--- Written request ---
Out of all the lines below, count those with the word "index". Give the number only.

#####

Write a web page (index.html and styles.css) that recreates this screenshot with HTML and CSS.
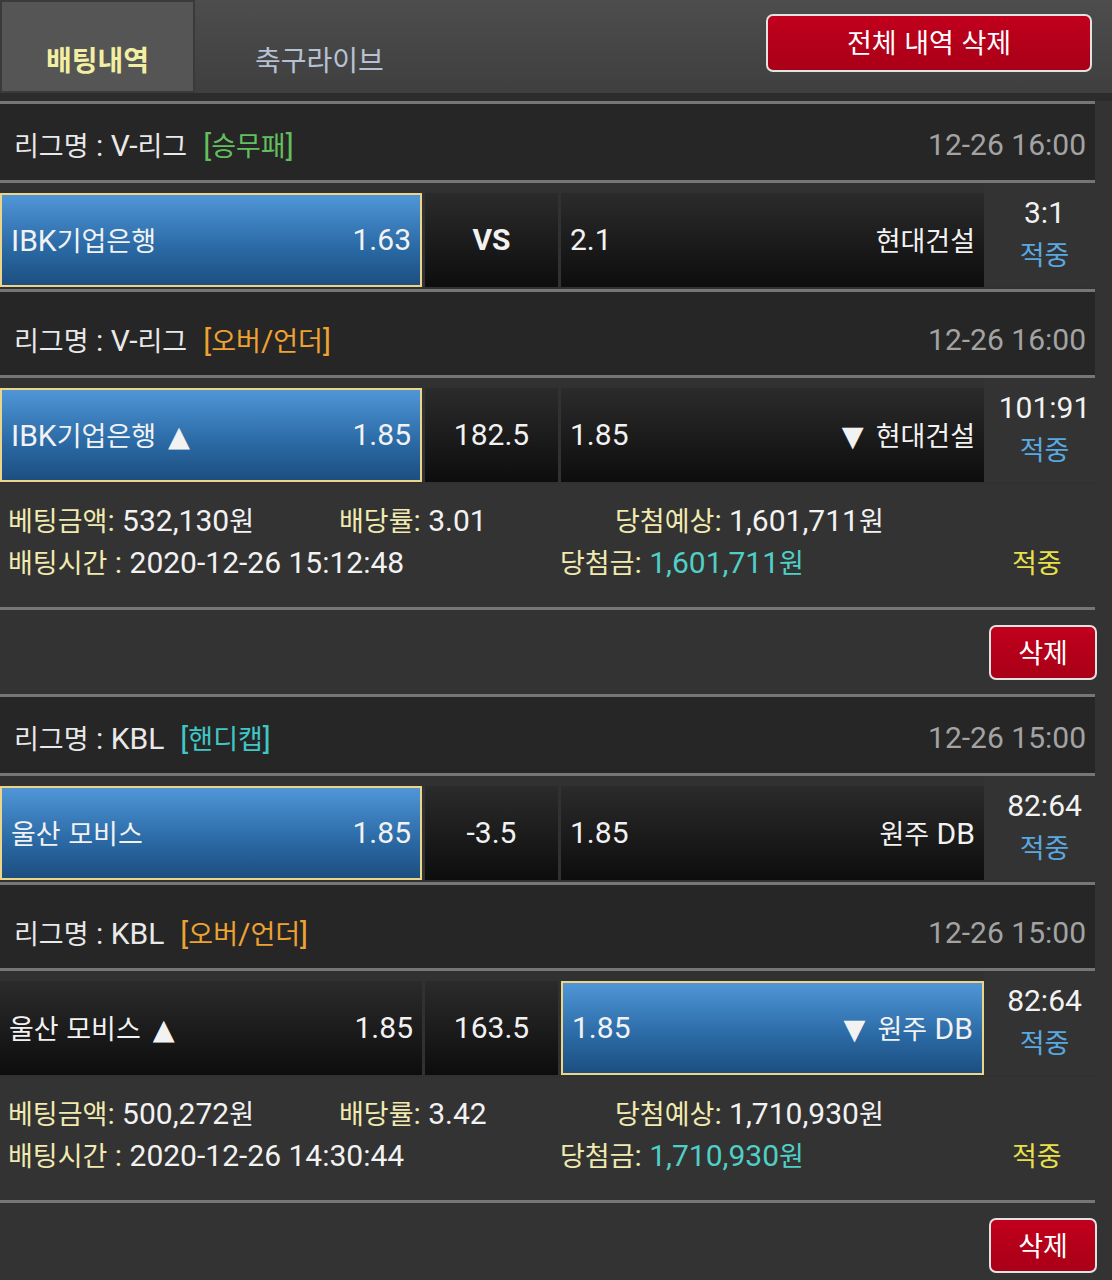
FILE: index.html
```html
<!DOCTYPE html>
<html lang="ko">
<head>
<meta charset="utf-8">
<title>배팅내역</title>
<link rel="stylesheet" href="styles.css">
</head>
<body>
<header class="topbar">
  <div class="tab active">배팅내역</div>
  <div class="tab live">축구라이브</div>
  <button class="btn-all">전체 내역 삭제</button>
</header>

<main class="list">
  <section class="bet">
    <div class="league">
      <div class="lname"><span class="k">리그명</span> : V-<span class="k">리그</span><span class="tag green">[<span class="k">승무패</span>]</span></div>
      <div class="time">12-26 16:00</div>
    </div>
    <div class="match">
      <div class="cell home pick"><span>IBK<span class="k">기업은행</span></span><span>1.63</span></div>
      <div class="cell mid vs">VS</div>
      <div class="cell away"><span>2.1</span><span class="k">현대건설</span></div>
      <div class="result"><span>3:1</span><span class="k hit">적중</span></div>
    </div>
    <div class="league">
      <div class="lname"><span class="k">리그명</span> : V-<span class="k">리그</span><span class="tag orange">[<span class="k">오버</span>/<span class="k">언더</span>]</span></div>
      <div class="time">12-26 16:00</div>
    </div>
    <div class="match">
      <div class="cell home pick"><span>IBK<span class="k">기업은행</span><span class="tri up">▲</span></span><span>1.85</span></div>
      <div class="cell mid">182.5</div>
      <div class="cell away"><span>1.85</span><span><span class="tri down">▼</span><span class="k">현대건설</span></span></div>
      <div class="result"><span>101:91</span><span class="k hit">적중</span></div>
    </div>
    <div class="info">
      <div class="line">
        <span class="c1"><span class="k lbl">베팅금액</span><span class="lbl">:</span> 532,130<span class="k">원</span></span>
        <span class="c2"><span class="k lbl">배당률</span><span class="lbl">:</span> 3.01</span>
        <span><span class="k lbl">당첨예상</span><span class="lbl">:</span> 1,601,711<span class="k">원</span></span>
      </div>
      <div class="line">
        <span class="c1w"><span class="k lbl">배팅시간</span><span class="lbl"> :</span> 2020-12-26 15:12:48</span>
        <span class="c2w"><span class="k lbl">당첨금</span><span class="lbl">:</span> <span class="win">1,601,711<span class="k">원</span></span></span>
        <span class="k yhit">적중</span>
      </div>
    </div>
    <div class="actions"><button class="btn-del">삭제</button></div>
  </section>

  <section class="bet">
    <div class="league">
      <div class="lname"><span class="k">리그명</span> : KBL<span class="tag cyan">[<span class="k">핸디캡</span>]</span></div>
      <div class="time">12-26 15:00</div>
    </div>
    <div class="match">
      <div class="cell home pick"><span class="k">울산 모비스</span><span>1.85</span></div>
      <div class="cell mid">-3.5</div>
      <div class="cell away"><span>1.85</span><span><span class="k">원주</span> DB</span></div>
      <div class="result"><span>82:64</span><span class="k hit">적중</span></div>
    </div>
    <div class="league">
      <div class="lname"><span class="k">리그명</span> : KBL<span class="tag orange">[<span class="k">오버</span>/<span class="k">언더</span>]</span></div>
      <div class="time">12-26 15:00</div>
    </div>
    <div class="match">
      <div class="cell home"><span><span class="k">울산 모비스</span><span class="tri up">▲</span></span><span>1.85</span></div>
      <div class="cell mid">163.5</div>
      <div class="cell away pick"><span>1.85</span><span><span class="tri down">▼</span><span class="k">원주</span> DB</span></div>
      <div class="result"><span>82:64</span><span class="k hit">적중</span></div>
    </div>
    <div class="info">
      <div class="line">
        <span class="c1"><span class="k lbl">베팅금액</span><span class="lbl">:</span> 500,272<span class="k">원</span></span>
        <span class="c2"><span class="k lbl">배당률</span><span class="lbl">:</span> 3.42</span>
        <span><span class="k lbl">당첨예상</span><span class="lbl">:</span> 1,710,930<span class="k">원</span></span>
      </div>
      <div class="line">
        <span class="c1w"><span class="k lbl">배팅시간</span><span class="lbl"> :</span> 2020-12-26 14:30:44</span>
        <span class="c2w"><span class="k lbl">당첨금</span><span class="lbl">:</span> <span class="win">1,710,930<span class="k">원</span></span></span>
        <span class="k yhit">적중</span>
      </div>
    </div>
    <div class="actions"><button class="btn-del">삭제</button></div>
  </section>
</main>
</body>
</html>
```

FILE: styles.css
```css
* {
  box-sizing: border-box;
  margin: 0;
  padding: 0;
}

html, body {
  background: #333333;
}

body {
  width: 1112px;
  overflow: hidden;
  font-family: Roboto, "Noto Sans CJK KR", sans-serif;
  font-size: 30px;
  color: #f2f2f2;
}

.k {
  font-family: "Noto Sans CJK KR", sans-serif;
  font-size: 0.9em;
}

.tri {
  font-family: "DejaVu Sans", sans-serif;
  font-size: 0.95em;
}

.tri.up {
  margin-left: 12px;
}

.tri.down {
  margin-right: 12px;
}

/* top bar */
.topbar {
  display: flex;
  height: 101px;
  background: linear-gradient(#4d4d4d, #3f3f3f 92%, #2c2c2c 92%, #2c2c2c);
}

.tab {
  width: 195px;
  height: 93px;
  display: flex;
  align-items: center;
  justify-content: center;
  padding-top: 24px;
  font-family: "Noto Sans CJK KR", sans-serif;
  font-size: 28px;
  line-height: 1;
}

.tab.active {
  background: #555555;
  color: #f3efa2;
  font-weight: 700;
  box-shadow: inset 0 0 0 2px #3a3a3a;
}

.tab.live {
  justify-content: flex-start;
  padding-left: 60px;
  color: #b7c1d4;
}

.btn-all {
  margin: 14px 20px 0 auto;
  width: 326px;
  height: 58px;
  border: 2px solid #e2e2e2;
  border-radius: 7px;
  background: linear-gradient(#c1001d, #a90017);
  color: #ffffff;
  font-family: "Noto Sans CJK KR", sans-serif;
  font-size: 27px;
  line-height: 1;
  padding-bottom: 4px;
}

/* list */
.list {
  width: 1095px;
}

.league {
  height: 79px;
  border-top: 3px solid #767676;
  background: #262626;
  display: flex;
  align-items: center;
  justify-content: space-between;
  padding: 4px 9px 0 14px;
  color: #e9e9e9;
}

.match + .league {
  height: 86px;
  padding-top: 11px;
}

.tag {
  margin-left: 16px;
}

.green { color: #63bf5e; }
.orange { color: #eea232; }
.cyan { color: #3fc6c6; }

.time {
  color: #a3a3a3;
}

.match {
  display: flex;
  height: 109px;
  border-top: 3px solid #767676;
  padding: 10px 0 2px;
  background: #313131;
}

.cell {
  display: flex;
  align-items: center;
  justify-content: space-between;
  padding: 0 9px 2px;
  white-space: nowrap;
  background: linear-gradient(#2b2b2b, #0d0d0d);
}

.home { width: 422px; }
.mid {
  width: 133px;
  margin-left: 3px;
  justify-content: center;
}
.away {
  width: 423px;
  margin-left: 3px;
}

.vs {
  font-weight: 700;
}

.cell.pick {
  border: 2px solid #ecd488;
  background: linear-gradient(#5096d7, #2c6ca8 55%, #1c4f80);
}

.result {
  flex: 1;
  display: flex;
  flex-direction: column;
  align-items: center;
  line-height: 41px;
  background: #333333;
  margin-top: -10px;
  padding: 9px 0 0 10px;
}

.hit {
  color: #5aa8e0;
}

/* info */
.info {
  height: 123px;
  padding: 15px 0 0 8px;
  line-height: 41px;
}

.line {
  display: flex;
  white-space: nowrap;
}

.c1 { width: 331px; }
.c2 { width: 276px; }
.c1w { width: 552px; }
.c2w { width: 452px; }

.lbl { color: #f1eab0; }
.win { color: #4fcfc6; }
.yhit { color: #e8e04a; }

/* actions */
.actions {
  height: 87px;
  border-top: 3px solid #767676;
  display: flex;
  justify-content: flex-end;
  padding-top: 15px;
}

.btn-del {
  width: 108px;
  height: 55px;
  margin-right: -2px;
  border: 2px solid #e2e2e2;
  border-radius: 7px;
  background: linear-gradient(#c1001d, #a90017);
  color: #ffffff;
  font-family: "Noto Sans CJK KR", sans-serif;
  font-size: 27px;
  line-height: 1;
  padding-bottom: 3px;
}
```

#####

--- Output ---
2